| EXERCISE |
Leave out the images and repeat the listing below without a single change.

####################

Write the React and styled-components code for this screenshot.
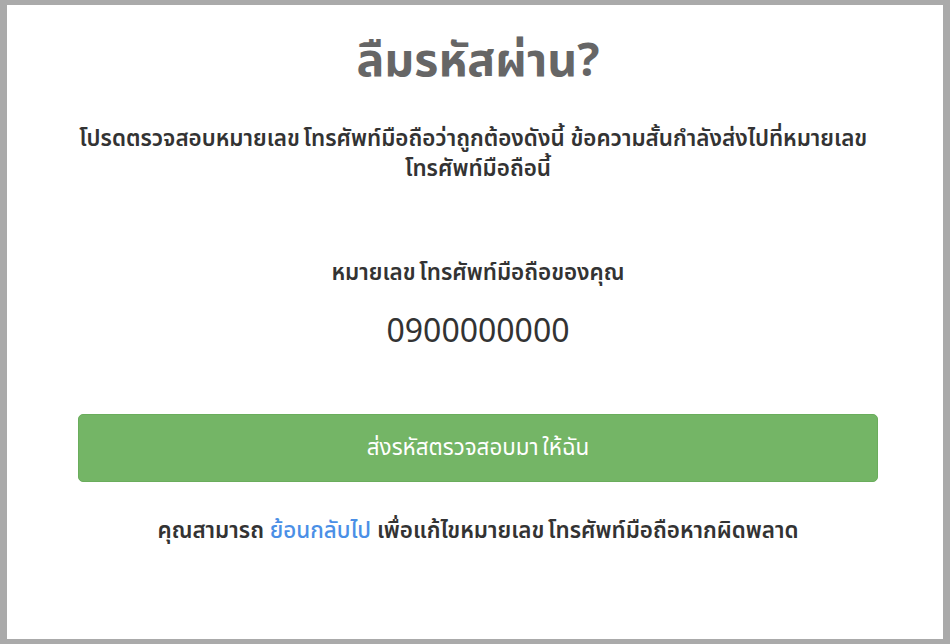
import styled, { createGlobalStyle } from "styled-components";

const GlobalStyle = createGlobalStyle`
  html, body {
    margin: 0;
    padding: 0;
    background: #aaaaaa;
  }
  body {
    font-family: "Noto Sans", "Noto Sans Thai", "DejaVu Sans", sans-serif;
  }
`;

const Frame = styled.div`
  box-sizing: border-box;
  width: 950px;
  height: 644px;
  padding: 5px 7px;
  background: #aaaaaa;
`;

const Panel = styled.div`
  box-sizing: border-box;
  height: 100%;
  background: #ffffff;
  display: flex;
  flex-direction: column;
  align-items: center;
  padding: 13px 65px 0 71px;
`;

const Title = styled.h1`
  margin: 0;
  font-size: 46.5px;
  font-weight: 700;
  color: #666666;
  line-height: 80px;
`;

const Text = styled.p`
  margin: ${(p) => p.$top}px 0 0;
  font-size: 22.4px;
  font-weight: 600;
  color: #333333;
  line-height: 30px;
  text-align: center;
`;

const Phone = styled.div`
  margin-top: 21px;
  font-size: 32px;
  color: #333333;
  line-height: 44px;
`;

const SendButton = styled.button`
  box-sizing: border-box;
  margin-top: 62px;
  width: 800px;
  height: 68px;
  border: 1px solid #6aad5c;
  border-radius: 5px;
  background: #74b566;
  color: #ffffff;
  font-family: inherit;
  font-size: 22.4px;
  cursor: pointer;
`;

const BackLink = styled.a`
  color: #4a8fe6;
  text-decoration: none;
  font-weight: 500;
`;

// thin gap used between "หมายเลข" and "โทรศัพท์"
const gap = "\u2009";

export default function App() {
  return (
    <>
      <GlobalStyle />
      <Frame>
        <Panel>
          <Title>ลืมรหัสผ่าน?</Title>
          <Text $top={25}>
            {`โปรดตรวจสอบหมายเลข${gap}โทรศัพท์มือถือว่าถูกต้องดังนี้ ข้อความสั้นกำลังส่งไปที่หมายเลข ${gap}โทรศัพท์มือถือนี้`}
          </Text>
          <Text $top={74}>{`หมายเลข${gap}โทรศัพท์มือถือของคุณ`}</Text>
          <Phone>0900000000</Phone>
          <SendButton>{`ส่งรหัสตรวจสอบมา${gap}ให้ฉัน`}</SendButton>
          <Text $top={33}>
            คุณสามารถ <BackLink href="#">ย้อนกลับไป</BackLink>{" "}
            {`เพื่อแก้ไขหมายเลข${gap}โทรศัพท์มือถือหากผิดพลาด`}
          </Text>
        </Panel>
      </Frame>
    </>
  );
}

####################

| SOLUTION FOR THIS PROBLEM |
Write the React and styled-components code for this screenshot.
import styled, { createGlobalStyle } from "styled-components";

const GlobalStyle = createGlobalStyle`
  html, body {
    margin: 0;
    padding: 0;
    background: #aaaaaa;
  }
  body {
    font-family: "Noto Sans", "Noto Sans Thai", "DejaVu Sans", sans-serif;
  }
`;

const Frame = styled.div`
  box-sizing: border-box;
  width: 950px;
  height: 644px;
  padding: 5px 7px;
  background: #aaaaaa;
`;

const Panel = styled.div`
  box-sizing: border-box;
  height: 100%;
  background: #ffffff;
  display: flex;
  flex-direction: column;
  align-items: center;
  padding: 13px 65px 0 71px;
`;

const Title = styled.h1`
  margin: 0;
  font-size: 46.5px;
  font-weight: 700;
  color: #666666;
  line-height: 80px;
`;

const Text = styled.p`
  margin: ${(p) => p.$top}px 0 0;
  font-size: 22.4px;
  font-weight: 600;
  color: #333333;
  line-height: 30px;
  text-align: center;
`;

const Phone = styled.div`
  margin-top: 21px;
  font-size: 32px;
  color: #333333;
  line-height: 44px;
`;

const SendButton = styled.button`
  box-sizing: border-box;
  margin-top: 62px;
  width: 800px;
  height: 68px;
  border: 1px solid #6aad5c;
  border-radius: 5px;
  background: #74b566;
  color: #ffffff;
  font-family: inherit;
  font-size: 22.4px;
  cursor: pointer;
`;

const BackLink = styled.a`
  color: #4a8fe6;
  text-decoration: none;
  font-weight: 500;
`;

// thin gap used between "หมายเลข" and "โทรศัพท์"
const gap = "\u2009";

export default function App() {
  return (
    <>
      <GlobalStyle />
      <Frame>
        <Panel>
          <Title>ลืมรหัสผ่าน?</Title>
          <Text $top={25}>
            {`โปรดตรวจสอบหมายเลข${gap}โทรศัพท์มือถือว่าถูกต้องดังนี้ ข้อความสั้นกำลังส่งไปที่หมายเลข ${gap}โทรศัพท์มือถือนี้`}
          </Text>
          <Text $top={74}>{`หมายเลข${gap}โทรศัพท์มือถือของคุณ`}</Text>
          <Phone>0900000000</Phone>
          <SendButton>{`ส่งรหัสตรวจสอบมา${gap}ให้ฉัน`}</SendButton>
          <Text $top={33}>
            คุณสามารถ <BackLink href="#">ย้อนกลับไป</BackLink>{" "}
            {`เพื่อแก้ไขหมายเลข${gap}โทรศัพท์มือถือหากผิดพลาด`}
          </Text>
        </Panel>
      </Frame>
    </>
  );
}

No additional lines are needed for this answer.